A TC Energy Corp. subsidiary suspended all clearing work on a section of the 670-kilometer natural gas pipeline that would serve a planned Royal Dutch Shell PLC-led LNG facility on British Columbia's coast, citing a lack of required assessments in place before construction began.
Coastal GasLink Pipeline Ltd. said an internal audit found that construction started at two areas along the pipeline route before archaeological impact assessments were completed, according to an Aug. 1 news release. Such assessments are conditions for the project's BC Oil and Gas Commission permit and its environmental assessment certificate.
The developer will lift the suspension when an internal review is complete and measures are taken to avoid similar incidents in the future.
"Coastal GasLink regrets the errors that led to construction activities taking place without having approved archaeological impact assessments in place prior to start of construction," Coastal GasLink President David Pfeiffer said a statement. "I have also apologized to the impacted indigenous communities and requested their participation in a proposed post-impact assessment."

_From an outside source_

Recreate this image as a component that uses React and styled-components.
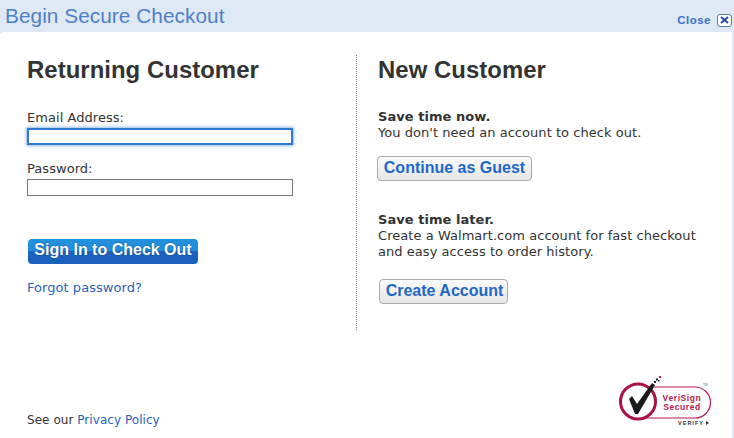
import React from "react";
import styled, { createGlobalStyle } from "styled-components";

const GlobalStyle = createGlobalStyle`
  html, body {
    margin: 0;
    padding: 0;
    background: #dfe8f5;
  }
  * { box-sizing: border-box; }
`;

const Page = styled.div`
  width: 734px;
  height: 438px;
  overflow: hidden;
  display: flex;
  flex-direction: column;
  background: #dfe8f5;
  font-family: "DejaVu Sans", Verdana, sans-serif;
  font-size: 13px;
  letter-spacing: 0.05px;
  color: #333;
`;

const TitleBar = styled.div`
  height: 32px;
  flex: none;
  display: flex;
  justify-content: space-between;
  padding: 5px 2px 0 5px;
`;

const Title = styled.div`
  font-family: "Liberation Sans", Arial, sans-serif;
  font-size: 20.800px;
  line-height: 22px;
  color: #4f7fc9;
`;

const CloseLink = styled.a`
  display: flex;
  align-items: center;
  gap: 6px;
  height: 14px;
  margin-top: 8px;
  font-family: "Liberation Sans", Arial, sans-serif;
  font-weight: bold;
  font-size: 11.5px;
  letter-spacing: 0.5px;
  color: #3a72cc;
`;

const CloseBox = styled.span`
  width: 15px;
  height: 13px;
  border: 1px solid #5a7db5;
  border-radius: 3px;
  background: #fff;
  display: flex;
  align-items: center;
  justify-content: center;
`;

const Panel = styled.div`
  flex: 1;
  margin-right: 2px;
  background: #fff;
  border-radius: 4px 0 0 0;
  display: flex;
  flex-direction: column;
`;

const Columns = styled.div`
  display: flex;
  padding-top: 23px;
`;

const LeftColumn = styled.div`
  width: 357px;
  height: 275px;
  flex: none;
  padding: 1px 0 0 27px;
  border-right: 1px dotted #888;
`;

const RightColumn = styled.div`
  flex: 1;
  padding: 1px 0 0 21px;
`;

const Heading = styled.h2`
  margin: 0;
  font-family: "Liberation Sans", Arial, sans-serif;
  font-size: 23.900px;
  line-height: 28px;
  font-weight: bold;
  color: #333;
`;

const Label = styled.label`
  display: block;
  line-height: 16px;
  margin-top: ${props => props.$top}px;
  color: #333;
`;

const Field = styled.div`
  width: 266px;
  height: 17px;
  margin-top: 2px;
  background: #fff;
  border: ${props => (props.$focused ? "2px solid #2f7ad0" : "1px solid #777")};
  box-shadow: ${props => (props.$focused ? "0 0 3px 1px #8fbcec" : "none")};
`;

const SignInButton = styled.button`
  display: block;
  width: 170px;
  height: 25px;
  margin: 43px 0 0 1px;
  padding: 0 0 4px;
  border: none;
  border-radius: 4px;
  background: linear-gradient(#2490dc 0, #2490dc 50%, #1a62bd 50%, #1a62bd 100%);
  color: #fff;
  font-family: "Liberation Sans", Arial, sans-serif;
  font-size: 16px;
  font-weight: bold;
  text-shadow: 0 0 2px #0d4a96;
`;

const BlueLink = styled.a`
  color: #2a62b8;
`;

const ForgotRow = styled.div`
  margin-top: 16px;
  line-height: 16px;
`;

const SaveBlock = styled.div`
  margin-top: ${props => props.$top}px;
  line-height: 16px;
  color: #333;
`;

const SaveTitle = styled.div`
  font-weight: bold;
  line-height: 17px;
`;

const GreyButton = styled.button`
  display: block;
  height: 25px;
  width: ${props => props.$width}px;
  margin: ${props => props.$top}px 0 0 ${props => props.$left}px;
  padding: 0 0 2px ${props => props.$shift}px;
  border: 1px solid #aaa;
  border-radius: 4px;
  background: linear-gradient(#fafafa, #e6e6e6);
  color: #1f68c8;
  font-family: "Liberation Sans", Arial, sans-serif;
  font-size: 16px;
  font-weight: bold;
`;

const Footer = styled.div`
  flex: 1;
  display: flex;
  justify-content: space-between;
  align-items: flex-end;
  padding: 0 20px 10px 27px;
`;

const PrivacyNote = styled.div`
  font-size: 12px;
  line-height: 16px;
  color: #333;
`;

const BadgeSvg = styled.svg`
  display: block;
  margin-bottom: -3px;
`;

function CloseIcon() {
  return (
    <svg width="9" height="8" viewBox="0 0 9 8">
      <path d="M1 1 L8 7 M8 1 L1 7" stroke="#1f4ea3" strokeWidth="2" fill="none" />
    </svg>
  );
}

function VeriSignBadge() {
  return (
    <BadgeSvg width="96" height="56" viewBox="0 0 96 56">
      <path d="M24 12 H79 A15.500 15.500 0 0 1 79 43 H24" fill="#fff" stroke="#b5184f" strokeWidth="1.200" />
      <circle cx="22" cy="26.500" r="17.500" fill="#fff" stroke="#a8144a" strokeWidth="3" />
      <path d="M13 24 L16 21 L21 29 L36 8 L39 10 L22 39 L19 39 Z" fill="#1a1a1a" />
      <g fill="#222">
        <rect x="38" y="6" width="2" height="2" />
        <rect x="40" y="3.500" width="2" height="2" />
        <rect x="42" y="5" width="1.500" height="1.500" />
      </g>
      <rect x="43" y="1" width="2" height="2" fill="#b5184f" />
      <text x="66" y="26" textAnchor="middle" fontFamily="Liberation Sans" fontWeight="bold" fontSize="8.500" letterSpacing="0.6" fill="#b5184f">VeriSign</text>
      <text x="66" y="35" textAnchor="middle" fontFamily="Liberation Sans" fontWeight="bold" fontSize="8.500" letterSpacing="0.6" fill="#b5184f">Secured</text>
      <text x="75" y="50" textAnchor="middle" fontFamily="Liberation Sans" fontWeight="bold" fontSize="5.500" letterSpacing="1" fill="#333">VERIFY</text>
      <path d="M90 46 L93 48 L90 50 Z" fill="#333" />
      <text x="87" y="11" fontFamily="Liberation Sans" fontSize="3" fill="#555">TM</text>
    </BadgeSvg>
  );
}

export default function App() {
  return (
    <React.Fragment>
      <GlobalStyle />
      <Page>
        <TitleBar>
          <Title>Begin Secure Checkout</Title>
          <CloseLink>
            Close
            <CloseBox><CloseIcon /></CloseBox>
          </CloseLink>
        </TitleBar>
        <Panel>
          <Columns>
            <LeftColumn>
              <Heading>Returning Customer</Heading>
              <Label $top={26}>Email Address:</Label>
              <Field $focused />
              <Label $top={16}>Password:</Label>
              <Field />
              <SignInButton>Sign In to Check Out</SignInButton>
              <ForgotRow><BlueLink>Forgot password?</BlueLink></ForgotRow>
            </LeftColumn>
            <RightColumn>
              <Heading>New Customer</Heading>
              <SaveBlock $top={24}>
                <SaveTitle>Save time now.</SaveTitle>
                You don't need an account to check out.
              </SaveBlock>
              <GreyButton $width={155} $left={-1} $top={15} $shift={0}>Continue as Guest</GreyButton>
              <SaveBlock $top={30}>
                <SaveTitle>Save time later.</SaveTitle>
                Create a Walmart.com account for fast checkout
                <br />
                and easy access to order history.
              </SaveBlock>
              <GreyButton $width={129} $left={1} $top={19} $shift={2}>Create Account</GreyButton>
            </RightColumn>
          </Columns>
          <Footer>
            <PrivacyNote>See our <BlueLink>Privacy Policy</BlueLink></PrivacyNote>
            <VeriSignBadge />
          </Footer>
        </Panel>
      </Page>
    </React.Fragment>
  );
}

The C$6.2 billion pipeline would connect natural gas fields in northeastern British Columbia to the Shell-led C$40 billion LNG Canada Development Inc. project in Kitimat, British Columbia. Canada's National Energy Board recently dismissed an application to have the Coastal GasLink project shifted to federal regulation because of potential connections to or joint operations with TC Energy's NOVA Gas Transmission network.